The Washington Post reports that geopolitical considerations impact their decision-making. Dominating investments within the MENA region could reduce “China’s influence in the Gulf region amid rising technological competition with the United States.”

“[Coordinating business and national security interests] includes collaborating with countries like the UAE, a global player in cutting-edge technology, and working toward verifiable commitments on how these technologies should be safely developed, protected, and deployed,” U.S. Department of Commerce spokesperson Brittany Caplin told the Washington Post. “When responsibly managed, investments like the one announced today have the potential to further innovation in digital technologies around the world.” 
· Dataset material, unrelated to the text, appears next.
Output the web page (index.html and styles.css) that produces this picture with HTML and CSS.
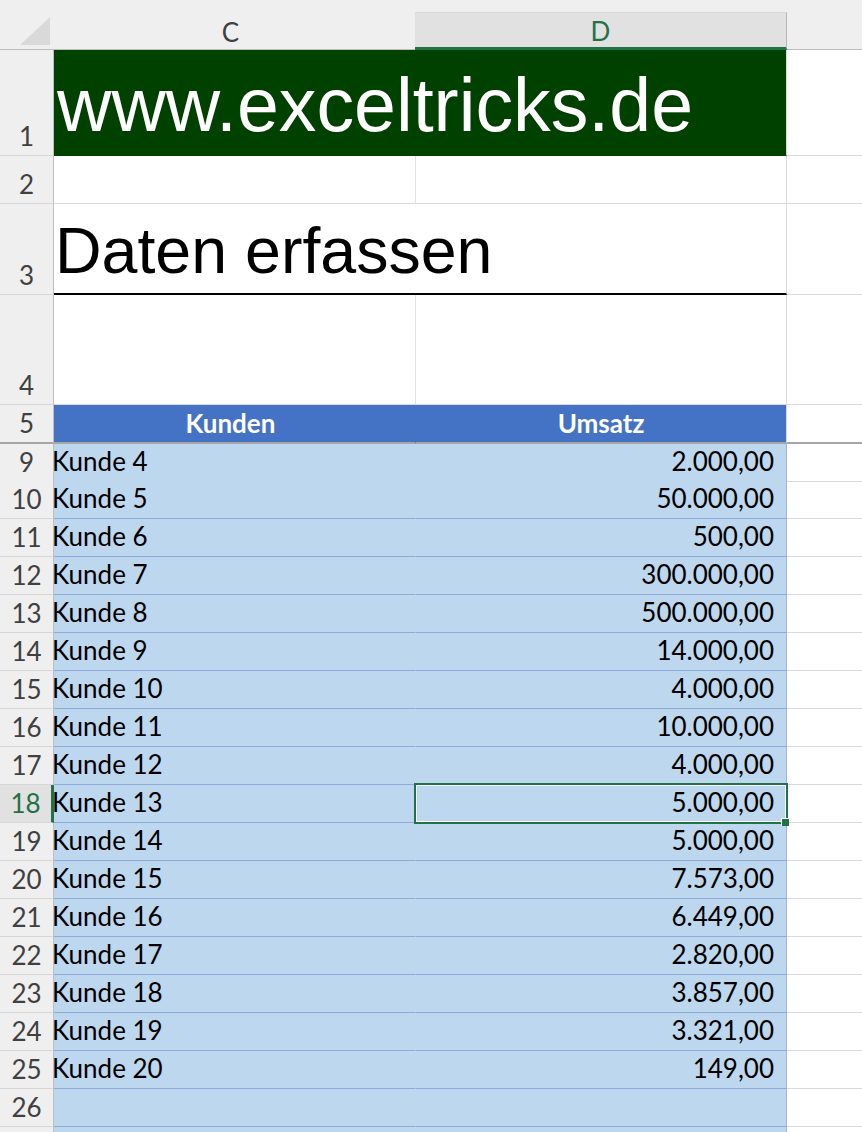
FILE: index.html
```html
<!DOCTYPE html>
<html lang="de">
<head>
<meta charset="utf-8">
<title>exceltricks</title>
<link rel="stylesheet" href="styles.css">
</head>
<body>
<div class="sheet">
  <div class="colheads">
    <div class="corner"><svg width="54" height="37" viewBox="0 0 54 37"><polygon points="20,33 50,33 50,5" fill="#d9d9d9"/></svg></div>
    <div class="colhead">C</div>
    <div class="colhead active">D</div>
    <div class="colhead rest"></div>
  </div>

  <div class="row r1">
    <div class="rh bottom"><span>1</span></div>
    <div class="cell merged brand">www.exceltricks.de</div>
    <div class="cell e"></div>
  </div>
  <div class="row r2">
    <div class="rh bottom"><span>2</span></div>
    <div class="cell c"></div>
    <div class="cell d"></div>
    <div class="cell e"></div>
  </div>
  <div class="row r3">
    <div class="rh bottom"><span>3</span></div>
    <div class="cell merged title">Daten erfassen</div>
    <div class="cell e"></div>
  </div>
  <div class="row r4">
    <div class="rh bottom"><span>4</span></div>
    <div class="cell c"></div>
    <div class="cell d"></div>
    <div class="cell e"></div>
  </div>
  <div class="row r5">
    <div class="rh"><span>5</span></div>
    <div class="cell th thc">Kunden</div>
    <div class="cell th">Umsatz</div>
    <div class="cell e"></div>
  </div>

  <div class="row data first"><div class="rh"><span>9</span></div><div class="cell tc">Kunde 4</div><div class="cell td">2.000,00</div><div class="cell e"></div></div>
  <div class="row data"><div class="rh"><span>10</span></div><div class="cell tc">Kunde 5</div><div class="cell td">50.000,00</div><div class="cell e"></div></div>
  <div class="row data"><div class="rh"><span>11</span></div><div class="cell tc">Kunde 6</div><div class="cell td">500,00</div><div class="cell e"></div></div>
  <div class="row data"><div class="rh"><span>12</span></div><div class="cell tc">Kunde 7</div><div class="cell td">300.000,00</div><div class="cell e"></div></div>
  <div class="row data"><div class="rh"><span>13</span></div><div class="cell tc">Kunde 8</div><div class="cell td">500.000,00</div><div class="cell e"></div></div>
  <div class="row data"><div class="rh"><span>14</span></div><div class="cell tc">Kunde 9</div><div class="cell td">14.000,00</div><div class="cell e"></div></div>
  <div class="row data"><div class="rh"><span>15</span></div><div class="cell tc">Kunde 10</div><div class="cell td">4.000,00</div><div class="cell e"></div></div>
  <div class="row data"><div class="rh"><span>16</span></div><div class="cell tc">Kunde 11</div><div class="cell td">10.000,00</div><div class="cell e"></div></div>
  <div class="row data"><div class="rh"><span>17</span></div><div class="cell tc">Kunde 12</div><div class="cell td">4.000,00</div><div class="cell e"></div></div>
  <div class="row data"><div class="rh sel"><span>18</span></div><div class="cell tc">Kunde 13</div><div class="cell td">5.000,00</div><div class="cell e"></div></div>
  <div class="row data"><div class="rh"><span>19</span></div><div class="cell tc">Kunde 14</div><div class="cell td">5.000,00</div><div class="cell e"></div></div>
  <div class="row data"><div class="rh"><span>20</span></div><div class="cell tc">Kunde 15</div><div class="cell td">7.573,00</div><div class="cell e"></div></div>
  <div class="row data"><div class="rh"><span>21</span></div><div class="cell tc">Kunde 16</div><div class="cell td">6.449,00</div><div class="cell e"></div></div>
  <div class="row data"><div class="rh"><span>22</span></div><div class="cell tc">Kunde 17</div><div class="cell td">2.820,00</div><div class="cell e"></div></div>
  <div class="row data"><div class="rh"><span>23</span></div><div class="cell tc">Kunde 18</div><div class="cell td">3.857,00</div><div class="cell e"></div></div>
  <div class="row data"><div class="rh"><span>24</span></div><div class="cell tc">Kunde 19</div><div class="cell td">3.321,00</div><div class="cell e"></div></div>
  <div class="row data"><div class="rh"><span>25</span></div><div class="cell tc">Kunde 20</div><div class="cell td">149,00</div><div class="cell e"></div></div>
  <div class="row data"><div class="rh"><span>26</span></div><div class="cell tc"></div><div class="cell td"></div><div class="cell e"></div></div>
  <div class="row data"><div class="rh"></div><div class="cell tc"></div><div class="cell td"></div><div class="cell e"></div></div>

  <div class="selection"></div>
  <div class="handle"></div>
</div>
</body>
</html>
```
FILE: styles.css
```css
html, body {
  margin: 0;
  padding: 0;
  background: #ffffff;
  overflow: hidden;
}
body {
  width: 862px;
  height: 1132px;
  font-family: Lato, "Open Sans", sans-serif;
}
.sheet {
  position: relative;
  width: 862px;
  height: 1132px;
  overflow: hidden;
}

/* column headers */
.colheads {
  display: grid;
  grid-template-columns: 54px 361px 372px 1fr;
  padding-top: 12px;
  background: #efefef;
}
.colheads > div {
  box-sizing: border-box;
  height: 38px;
  border-bottom: 1px solid #bdbdbd;
}
.corner {
  line-height: 0;
}
.corner svg {
  display: block;
}
.colhead {
  display: flex;
  align-items: center;
  justify-content: center;
  padding: 2px 8px 0 0;
  font-size: 26px;
  color: #404040;
}
.colhead.active {
  padding-right: 0;
  background: #e1e1e1;
  color: #217346;
  border-top: 1px solid #d8d8d8;
  border-right: 1px solid #b8b8b8;
  border-bottom: 3px solid #217346;
}
.colhead.rest {
  background: #efefef;
}

/* rows */
.row {
  display: grid;
  grid-template-columns: 54px 362px 371px 1fr;
}
.row > div {
  box-sizing: border-box;
}
.r1 { height: 106px; }
.r2 { height: 48px; }
.r3 { height: 91px; }
.r4 { height: 110px; }
.r5 { height: 39px; }
.data { height: 38px; }
.data.first { height: 37px; }

.rh {
  background: #efefef;
  border-right: 1px solid #bfbfbf;
  border-bottom: 1px solid #d6d6d6;
  display: flex;
  align-items: center;
  justify-content: center;
  font-size: 26px;
  color: #404040;
}
.rh span {
  line-height: 37px;
}
.rh.bottom {
  align-items: flex-end;
}
.rh.sel {
  background: #e1e1e1;
  color: #217346;
  border-right: 3px solid #217346;
}
.r5 .rh {
  border-bottom: 2px solid #a6a6a6;
}

.cell {
  border-bottom: 1px solid #dadada;
}
.cell.c {
  border-right: 1px solid #e1e1e1;
}
.cell.d {
  border-right: 1px solid #dadada;
}
.cell.merged {
  grid-column: span 2;
  border-right: 1px solid #dadada;
  font-family: "Liberation Sans", Arial, sans-serif;
  display: flex;
  align-items: flex-end;
  white-space: nowrap;
}
.brand {
  background: #004100;
  border-bottom-color: #004100;
  color: #ffffff;
  font-size: 75.3px;
  padding: 0 0 7px 3px;
}
.title {
  color: #000000;
  font-size: 64.5px;
  border-bottom: 2px solid #000000;
  padding: 0 0 5px 1px;
}
.r3 .e {
  border-bottom: 1px solid #dadada;
}

.th {
  background: #4472c4;
  color: #ffffff;
  font-weight: 700;
  font-size: 26px;
  display: flex;
  align-items: center;
  justify-content: center;
  padding-bottom: 1px;
  border-bottom: 2px solid #a6a6a6;
  border-right: 1px solid #d9d9d9;
}
.th.thc {
  border-right: 1px solid #4472c4;
  padding-right: 8px;
}
.r5 .e {
  border-bottom: 2px solid #a6a6a6;
}

.tc, .td {
  background: #bdd7ee;
  border-bottom: 1px solid #8ea9db;
  font-size: 26px;
  color: #000000;
  display: flex;
  align-items: center;
  padding-bottom: 3px;
  white-space: nowrap;
}
.tc {
  border-right: 1px solid #bdd7ee;
  text-indent: -2px;
}
.td {
  justify-content: flex-end;
  padding-right: 12px;
  border-right: 1px solid #9bb3de;
}

/* selection */
.selection {
  position: absolute;
  left: 414px;
  top: 783px;
  width: 374px;
  height: 41px;
  box-sizing: border-box;
  border: 2px solid #217346;
  box-shadow: inset 0 0 0 1px #ffffff;
}
.handle {
  position: absolute;
  left: 781px;
  top: 818px;
  width: 8px;
  height: 8px;
  box-sizing: border-box;
  background: #217346;
  border-top: 1px solid #ffffff;
  border-left: 1px solid #ffffff;
}
```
According to the Washington Post, the G42 deal with Microsoft began unfolding in late 2022. With an official partnership announced, G42 told the post it has busied itself removing Chinese components from its technology while incorporating more of Microsoft’s. 

“Through Microsoft’s strategic investment, we are advancing our mission to deliver cutting-edge AI technologies at scale,” Peng Xiao, G42 chief executive officer, said in the deal announcement. “This partnership significantly enhances our international market presence, combining G42’s unique AI capabilities with Microsoft’s robust global infrastructure. Together, we are not only expanding our operational horizons but also setting new industry standards for innovation.”

According to CNN, Jais is another AI system being developed with an eye toward the language’s unique challenges. A collaboration between Abu Dhabi’s Mohamed bin Zayed University of Artificial Intelligence, Silicon Valley-based Cerebras Systems, and G42 subsidiary Inception, Jais is trained on both English and Arabic datasets, substantially improving its accuracy and clarity over systems trained solely on English datasets. It makes the system far more dexterous at managing differing Arabic dialects as well, according to Timothy Baldwin, acting provost and professor of natural language processing at Mohamed bin Zayed University of Artificial Intelligence.

“There’s certainly room for improvement there, but the focus has been more on the robustness in terms of being able to understand if we do have more informal inputs to the model,” he told CNN.